Frequently Asked Questions

Does every corporate venture program need AMF authorization?

No. Direct, balance-sheet investment generally falls outside AMF licensing requirements because no third-party capital is being managed. AMF authorization becomes relevant when the program is structured as a regulated collective investment vehicle, such as an FCPR or SCR.

How is Bpifrance's role different for corporate venture specifically, compared to venture capital generally?

Bpifrance supports the broader VC market as both a direct investor and an LP, but it also runs CVC-specific initiatives — including shared best-practice research through Bpifrance Le Hub — aimed at helping corporates professionalize their venture programs rather than treating them as a side function.
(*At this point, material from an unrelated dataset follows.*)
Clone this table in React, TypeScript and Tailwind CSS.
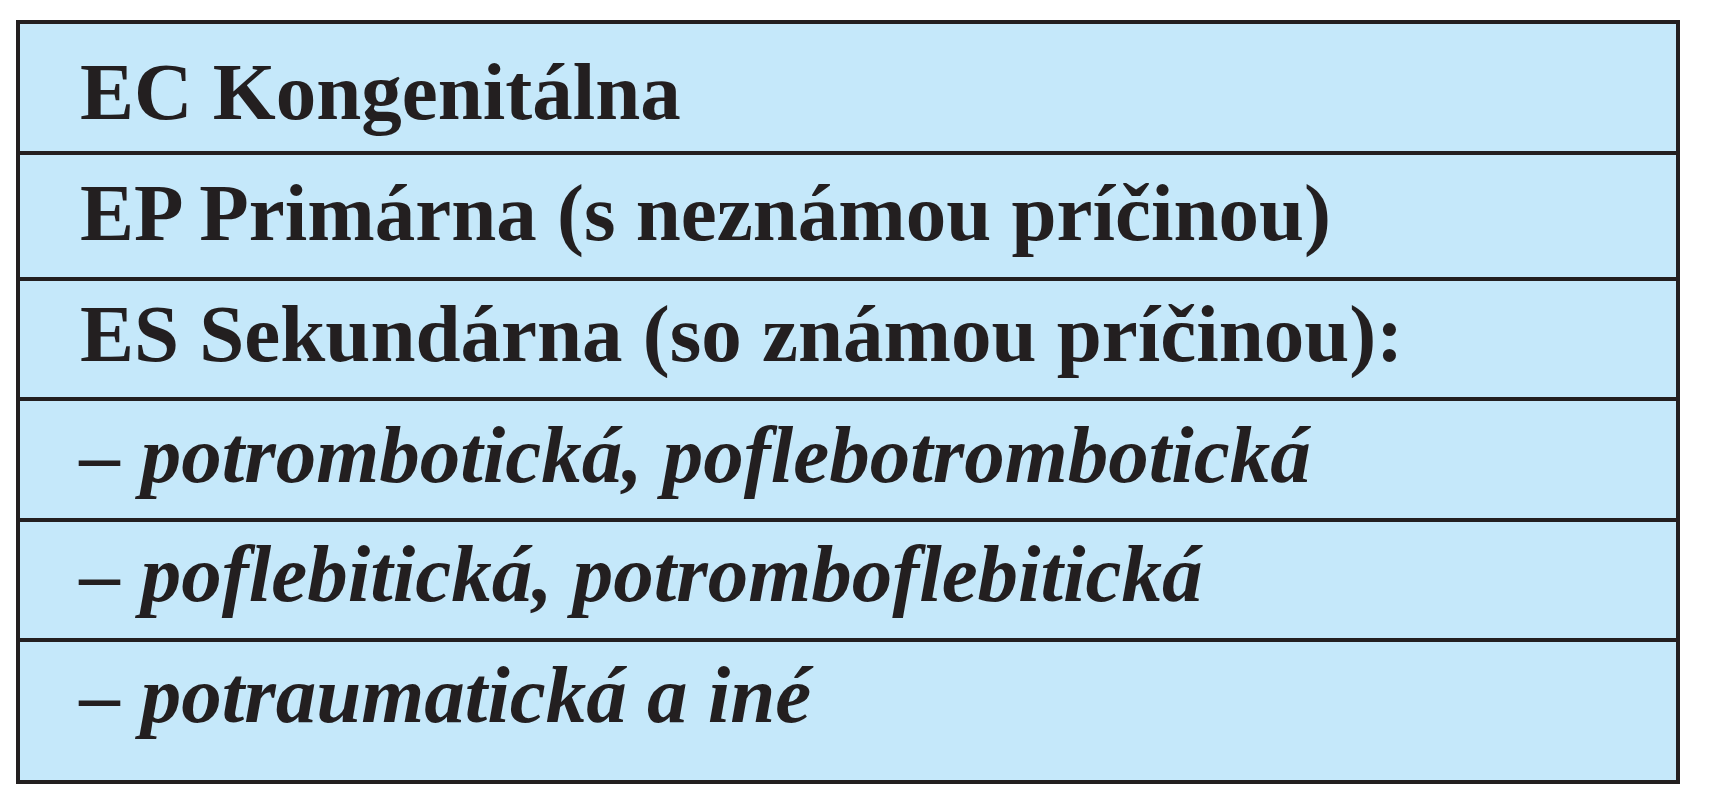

What is a typical minimum ticket size for a French CVC program?

This varies widely by sector and sponsor, and there is no single market standard; programs range from a few hundred thousand euros at seed stage to double-digit-million tickets at growth stage. The strategic thesis defined at the outset should drive ticket sizing, not the reverse.
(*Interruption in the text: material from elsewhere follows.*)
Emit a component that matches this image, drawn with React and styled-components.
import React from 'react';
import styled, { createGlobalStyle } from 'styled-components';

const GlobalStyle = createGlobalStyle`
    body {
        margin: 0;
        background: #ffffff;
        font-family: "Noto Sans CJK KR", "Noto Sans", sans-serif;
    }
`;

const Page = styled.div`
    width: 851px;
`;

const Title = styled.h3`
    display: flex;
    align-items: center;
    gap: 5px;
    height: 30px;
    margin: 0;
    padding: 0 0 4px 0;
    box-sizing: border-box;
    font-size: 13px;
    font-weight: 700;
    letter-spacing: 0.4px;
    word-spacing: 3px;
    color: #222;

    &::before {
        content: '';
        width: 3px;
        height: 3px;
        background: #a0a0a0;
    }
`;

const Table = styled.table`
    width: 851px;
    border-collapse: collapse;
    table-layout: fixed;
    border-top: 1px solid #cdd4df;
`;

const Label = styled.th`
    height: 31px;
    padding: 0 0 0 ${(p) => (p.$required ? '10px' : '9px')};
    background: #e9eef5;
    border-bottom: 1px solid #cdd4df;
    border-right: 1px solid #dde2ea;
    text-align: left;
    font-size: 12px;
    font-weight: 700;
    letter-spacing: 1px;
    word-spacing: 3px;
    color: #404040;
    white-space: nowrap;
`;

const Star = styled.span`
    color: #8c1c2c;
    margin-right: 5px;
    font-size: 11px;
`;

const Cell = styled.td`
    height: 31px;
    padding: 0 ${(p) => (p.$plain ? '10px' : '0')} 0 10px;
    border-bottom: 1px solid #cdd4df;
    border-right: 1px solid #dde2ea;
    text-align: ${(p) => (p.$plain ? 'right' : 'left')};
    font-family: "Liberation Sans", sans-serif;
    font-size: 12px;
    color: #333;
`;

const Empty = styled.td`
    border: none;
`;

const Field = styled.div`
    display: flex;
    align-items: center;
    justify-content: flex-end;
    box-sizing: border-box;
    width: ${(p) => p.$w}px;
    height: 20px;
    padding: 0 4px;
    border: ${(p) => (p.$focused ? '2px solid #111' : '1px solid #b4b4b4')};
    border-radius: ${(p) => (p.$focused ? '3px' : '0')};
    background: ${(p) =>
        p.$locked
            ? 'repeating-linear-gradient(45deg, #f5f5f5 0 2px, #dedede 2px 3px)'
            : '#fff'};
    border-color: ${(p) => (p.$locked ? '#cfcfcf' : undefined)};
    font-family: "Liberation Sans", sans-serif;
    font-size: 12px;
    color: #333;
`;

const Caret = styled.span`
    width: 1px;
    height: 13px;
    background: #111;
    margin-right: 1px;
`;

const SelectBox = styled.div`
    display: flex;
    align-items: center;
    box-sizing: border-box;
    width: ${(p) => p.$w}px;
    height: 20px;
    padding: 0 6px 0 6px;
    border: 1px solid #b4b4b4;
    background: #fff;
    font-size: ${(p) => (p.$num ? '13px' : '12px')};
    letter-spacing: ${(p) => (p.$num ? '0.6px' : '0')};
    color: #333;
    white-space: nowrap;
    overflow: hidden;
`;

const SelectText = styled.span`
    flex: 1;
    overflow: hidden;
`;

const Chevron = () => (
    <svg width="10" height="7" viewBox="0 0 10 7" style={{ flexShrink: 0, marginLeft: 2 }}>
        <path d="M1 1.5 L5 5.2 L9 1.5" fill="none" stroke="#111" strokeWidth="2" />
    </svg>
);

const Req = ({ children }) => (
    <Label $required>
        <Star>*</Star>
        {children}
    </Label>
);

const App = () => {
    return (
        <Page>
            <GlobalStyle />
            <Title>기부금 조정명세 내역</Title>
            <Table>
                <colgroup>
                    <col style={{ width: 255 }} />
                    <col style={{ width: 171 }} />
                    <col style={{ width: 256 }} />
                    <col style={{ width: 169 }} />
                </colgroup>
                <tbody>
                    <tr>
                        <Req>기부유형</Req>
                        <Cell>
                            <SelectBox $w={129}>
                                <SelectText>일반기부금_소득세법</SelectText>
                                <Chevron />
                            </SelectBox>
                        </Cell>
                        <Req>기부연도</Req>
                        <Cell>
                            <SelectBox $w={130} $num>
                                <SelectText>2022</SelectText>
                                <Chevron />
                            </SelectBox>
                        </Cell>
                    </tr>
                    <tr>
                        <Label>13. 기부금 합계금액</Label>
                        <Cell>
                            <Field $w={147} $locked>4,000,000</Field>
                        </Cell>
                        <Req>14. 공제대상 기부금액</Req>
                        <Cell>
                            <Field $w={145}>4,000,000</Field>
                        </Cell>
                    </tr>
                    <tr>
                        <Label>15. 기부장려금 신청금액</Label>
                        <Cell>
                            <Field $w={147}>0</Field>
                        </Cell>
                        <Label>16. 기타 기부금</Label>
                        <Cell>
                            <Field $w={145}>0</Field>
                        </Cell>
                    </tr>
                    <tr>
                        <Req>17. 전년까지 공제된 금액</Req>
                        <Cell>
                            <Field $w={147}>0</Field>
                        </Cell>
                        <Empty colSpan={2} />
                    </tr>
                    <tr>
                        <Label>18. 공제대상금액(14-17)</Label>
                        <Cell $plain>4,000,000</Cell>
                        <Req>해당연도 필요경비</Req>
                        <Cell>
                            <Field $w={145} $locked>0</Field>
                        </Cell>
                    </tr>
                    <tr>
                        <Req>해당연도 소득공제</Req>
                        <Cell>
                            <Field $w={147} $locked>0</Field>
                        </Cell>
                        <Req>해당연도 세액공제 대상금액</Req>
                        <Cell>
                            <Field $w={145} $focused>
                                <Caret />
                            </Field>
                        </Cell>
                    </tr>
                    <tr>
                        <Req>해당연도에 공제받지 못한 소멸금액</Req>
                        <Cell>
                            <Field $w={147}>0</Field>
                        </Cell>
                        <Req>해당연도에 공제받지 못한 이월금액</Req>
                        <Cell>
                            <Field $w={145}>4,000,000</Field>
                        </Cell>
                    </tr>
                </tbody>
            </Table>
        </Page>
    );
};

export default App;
Can non-French corporates access this ecosystem the same way?

Yes — international groups run CVC programs targeting French startups today, and can invest directly or set up a French vehicle. The main practical difference is that a French legal and regulatory structure (and, where relevant, French fund counsel) is generally required to operate through a fund vehicle rather than direct cross-border investment.

Conclusion

France's 2026 funding rebound, its unusually active public investor in Bpifrance, and an organized professional community around France Invest's Club CVC together make it one of the more structured environments in Europe for launching a corporate venture program — provided the legal structuring choice, governance model and ecosystem access are set up deliberately rather than improvised deal by deal.